Collectors drawn to the intersection of sculptural rigour and humanistic warmth, those who also admire artists such as Elisabeth Frink with her own deeply felt animal bronzes, or the witty formal intelligence of William Turnbull, tend to find in Flanagan a natural and deeply satisfying complement. Flanagan was elected a Royal Academician and exhibited at venues including the Venice Biennale, where he represented Britain in 1982, a moment that consolidated his international standing and introduced his hares to a global audience that responded with immediate affection. His work entered major collections in Europe, North America, and Japan, and he spent significant periods living and working in Ibiza, where the Mediterranean light and the island's ancient character fed his ongoing interest in myth and natural energy. He died in Dublin in 2009, leaving behind a body of work that had managed the rare feat of being simultaneously beloved and critically serious.
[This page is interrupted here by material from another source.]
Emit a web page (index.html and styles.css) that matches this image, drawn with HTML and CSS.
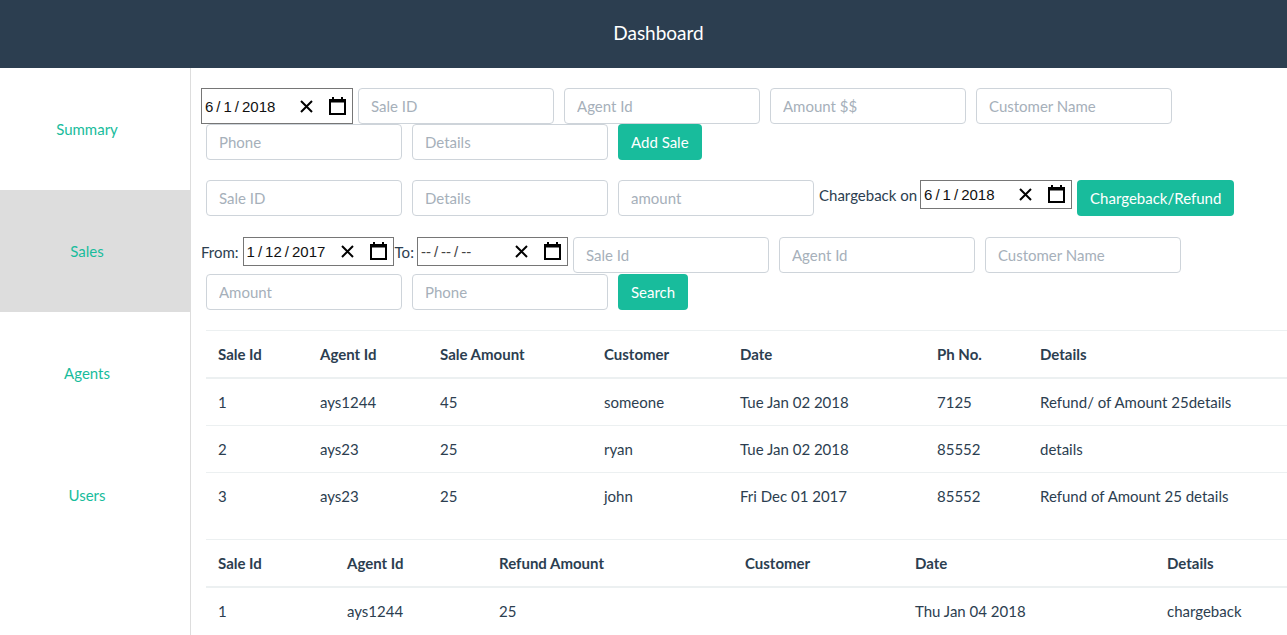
FILE: index.html
```html
<!DOCTYPE html>
<html lang="en">
<head>
<meta charset="utf-8">
<title>Dashboard</title>
<link rel="stylesheet" href="styles.css">
</head>
<body>
<header class="topbar">Dashboard</header>
<div class="layout">
  <nav class="sidebar">
    <a class="side-item" href="#">Summary</a>
    <a class="side-item active" href="#">Sales</a>
    <a class="side-item" href="#">Agents</a>
    <a class="side-item" href="#">Users</a>
  </nav>
  <main class="main">
    <form class="form-row form-add">
      <div class="date-box large">
        <span class="date-text">6<i>/</i>1<i>/</i>2018</span>
        <svg class="ico-x" width="13" height="13" viewBox="0 0 13 13"><path d="M1 1L12 12M12 1L1 12" stroke="#000" stroke-width="2" fill="none"/></svg>
        <svg class="ico-cal" width="17" height="18" viewBox="0 0 17 18"><rect x="1" y="3" width="15" height="14" stroke="#000" stroke-width="2" fill="none"/><rect x="1" y="3" width="15" height="2.5" fill="#000"/><rect x="3" y="0" width="2" height="4" fill="#000"/><rect x="12" y="0" width="2" height="4" fill="#000"/></svg>
      </div>
      <input class="field" type="text" placeholder="Sale ID">
      <input class="field" type="text" placeholder="Agent Id">
      <input class="field" type="text" placeholder="Amount $$">
      <input class="field" type="text" placeholder="Customer Name">
      <input class="field" type="text" placeholder="Phone">
      <input class="field" type="text" placeholder="Details">
      <button class="btn" type="button">Add Sale</button>
    </form>

    <form class="form-row form-charge">
      <input class="field" type="text" placeholder="Sale ID">
      <input class="field" type="text" placeholder="Details">
      <input class="field" type="text" placeholder="amount">
      <div class="label-group">
        <span class="lbl lbl-charge">Chargeback on</span>
        <div class="date-box small wide">
          <span class="date-text">6<i>/</i>1<i>/</i>2018</span>
          <svg class="ico-x" width="13" height="13" viewBox="0 0 13 13"><path d="M1 1L12 12M12 1L1 12" stroke="#000" stroke-width="2" fill="none"/></svg>
          <svg class="ico-cal" width="17" height="18" viewBox="0 0 17 18"><rect x="1" y="3" width="15" height="14" stroke="#000" stroke-width="2" fill="none"/><rect x="1" y="3" width="15" height="2.5" fill="#000"/><rect x="3" y="0" width="2" height="4" fill="#000"/><rect x="12" y="0" width="2" height="4" fill="#000"/></svg>
        </div>
      </div>
      <button class="btn" type="button">Chargeback/Refund</button>
    </form>

    <form class="form-row form-search">
      <div class="label-group">
        <span class="lbl lbl-from">From:</span>
        <div class="date-box small">
          <span class="date-text">1<i>/</i>12<i>/</i>2017</span>
          <svg class="ico-x" width="13" height="13" viewBox="0 0 13 13"><path d="M1 1L12 12M12 1L1 12" stroke="#000" stroke-width="2" fill="none"/></svg>
          <svg class="ico-cal" width="17" height="18" viewBox="0 0 17 18"><rect x="1" y="3" width="15" height="14" stroke="#000" stroke-width="2" fill="none"/><rect x="1" y="3" width="15" height="2.5" fill="#000"/><rect x="3" y="0" width="2" height="4" fill="#000"/><rect x="12" y="0" width="2" height="4" fill="#000"/></svg>
        </div>
        <span class="lbl lbl-to">To:</span>
        <div class="date-box small">
          <span class="date-text empty">--<i>/</i>--<i>/</i>--</span>
          <svg class="ico-x" width="13" height="13" viewBox="0 0 13 13"><path d="M1 1L12 12M12 1L1 12" stroke="#000" stroke-width="2" fill="none"/></svg>
          <svg class="ico-cal" width="17" height="18" viewBox="0 0 17 18"><rect x="1" y="3" width="15" height="14" stroke="#000" stroke-width="2" fill="none"/><rect x="1" y="3" width="15" height="2.5" fill="#000"/><rect x="3" y="0" width="2" height="4" fill="#000"/><rect x="12" y="0" width="2" height="4" fill="#000"/></svg>
        </div>
      </div>
      <input class="field" type="text" placeholder="Sale Id">
      <input class="field" type="text" placeholder="Agent Id">
      <input class="field" type="text" placeholder="Customer Name">
      <input class="field" type="text" placeholder="Amount">
      <input class="field" type="text" placeholder="Phone">
      <button class="btn" type="button">Search</button>
    </form>

    <table class="table">
      <colgroup>
        <col class="c102"><col class="c120"><col class="c164"><col class="c136"><col class="c197"><col class="c103"><col>
      </colgroup>
      <thead>
        <tr><th>Sale Id</th><th>Agent Id</th><th>Sale Amount</th><th>Customer</th><th>Date</th><th>Ph No.</th><th>Details</th></tr>
      </thead>
      <tbody>
        <tr><td>1</td><td>ays1244</td><td>45</td><td>someone</td><td>Tue Jan 02 2018</td><td>7125</td><td>Refund/ of Amount 25details</td></tr>
        <tr><td>2</td><td>ays23</td><td>25</td><td>ryan</td><td>Tue Jan 02 2018</td><td>85552</td><td>details</td></tr>
        <tr><td>3</td><td>ays23</td><td>25</td><td>john</td><td>Fri Dec 01 2017</td><td>85552</td><td>Refund of Amount 25 details</td></tr>
      </tbody>
    </table>

    <table class="table">
      <colgroup>
        <col class="c129"><col class="c152"><col class="c246"><col class="c170"><col class="c252"><col>
      </colgroup>
      <thead>
        <tr><th>Sale Id</th><th>Agent Id</th><th>Refund Amount</th><th>Customer</th><th>Date</th><th>Details</th></tr>
      </thead>
      <tbody>
        <tr><td>1</td><td>ays1244</td><td>25</td><td></td><td>Thu Jan 04 2018</td><td>chargeback</td></tr>
      </tbody>
    </table>
  </main>
</div>
</body>
</html>
```

FILE: styles.css
```css
html, body {
  margin: 0;
  padding: 0;
  overflow: hidden;
}
body {
  font-family: Lato, "Open Sans", sans-serif;
  font-size: 15px;
  color: #2c3e50;
  background: #fff;
}
.topbar {
  height: 68px;
  background: #2c3e50;
  color: #fff;
  font-size: 19px;
  display: flex;
  align-items: center;
  justify-content: center;
  padding: 0 0 3px 30px;
  box-sizing: border-box;
}
.layout {
  display: flex;
  min-height: calc(100vh - 68px);
}
.sidebar {
  width: 190px;
  flex: none;
  border-right: 1px solid #dddddd;
  display: flex;
  flex-direction: column;
}
.side-item {
  height: 122px;
  display: flex;
  align-items: center;
  justify-content: center;
  padding-right: 16px;
  color: #18bc9c;
  text-decoration: none;
  font-size: 15px;
}
.side-item.active {
  background: #dddddd;
}
.main {
  flex: 1;
  min-width: 0;
  padding: 20px 0 0 10px;
}
.form-row {
  display: flex;
  flex-wrap: wrap;
  align-items: flex-start;
  margin: 0;
}
.form-add { margin-bottom: 20px; }
.form-charge { margin-bottom: 21px; }
.form-search { margin-bottom: 20px; row-gap: 1px; }
.field {
  box-sizing: border-box;
  width: 196px;
  height: 36px;
  margin: 0 5px;
  padding: 0 12px;
  border: 1px solid #ced4da;
  border-radius: 4px;
  font-family: Lato, sans-serif;
  font-size: 15px;
  color: #2c3e50;
  background: #fff;
  outline: none;
}
.field::placeholder {
  color: #a6b0ba;
  opacity: 1;
}
.btn {
  height: 36px;
  margin: 0 5px;
  padding: 0 13px;
  border: none;
  border-radius: 4px;
  background: #18bc9c;
  color: #fff;
  font-family: Lato, sans-serif;
  font-size: 15px;
}
.label-group {
  display: flex;
  align-items: center;
}
.lbl {
  color: #2c3e50;
  font-size: 15px;
}
.lbl-charge { margin-right: 3px; }
.lbl-from { margin-right: 4px; }
.lbl-to { margin-left: 1px; margin-right: 3px; }
.date-box {
  box-sizing: border-box;
  display: flex;
  align-items: center;
  border: 1px solid #767676;
  background: #fff;
  padding: 0 6px 0 3px;
}
.date-box.large {
  width: 152px;
  height: 36px;
}
.date-box.small {
  width: 151px;
  height: 29px;
}
.date-box.small.wide {
  width: 152px;
}
.date-text {
  flex: 1;
  font-family: "Liberation Sans", Arial, sans-serif;
  font-size: 15px;
  color: #111;
  white-space: nowrap;
}
.date-text i {
  font-style: normal;
  margin: 0 3px;
}
.date-text.empty { color: #444; }
.ico-x {
  flex: none;
  margin-right: 16px;
}
.ico-cal {
  flex: none;
  margin-top: -1px;
}
.table {
  width: 1081px;
  margin-left: 5px;
  margin-bottom: 20px;
  border-collapse: collapse;
  table-layout: fixed;
}
.table th, .table td {
  text-align: left;
  padding: 12px;
  line-height: 22px;
  border-top: 1px solid #ecf0f1;
  white-space: nowrap;
  overflow: hidden;
}
.table th {
  font-weight: 700;
  border-bottom: 2px solid #ecf0f1;
}
.c102 { width: 102px; }
.c120 { width: 120px; }
.c164 { width: 164px; }
.c136 { width: 136px; }
.c197 { width: 197px; }
.c103 { width: 103px; }
.c129 { width: 129px; }
.c152 { width: 152px; }
.c246 { width: 246px; }
.c170 { width: 170px; }
.c252 { width: 252px; }
```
What Barry Flanagan ultimately gave us is a vision of sculpture as a site of joy without superficiality. His hares are not decorative objects; they are philosophical propositions about aliveness, about the relationship between the human and the animal, about the capacity of bronze, the most ancient of sculptural materials, to hold a moment of pure levity forever. To own a Flanagan is to live with that proposition daily, to have a conversation partner in your home or garden that is always, somehow, mid leap. That is an extraordinary gift from any artist, and it is why his work continues to matter with such undiminished warmth and force.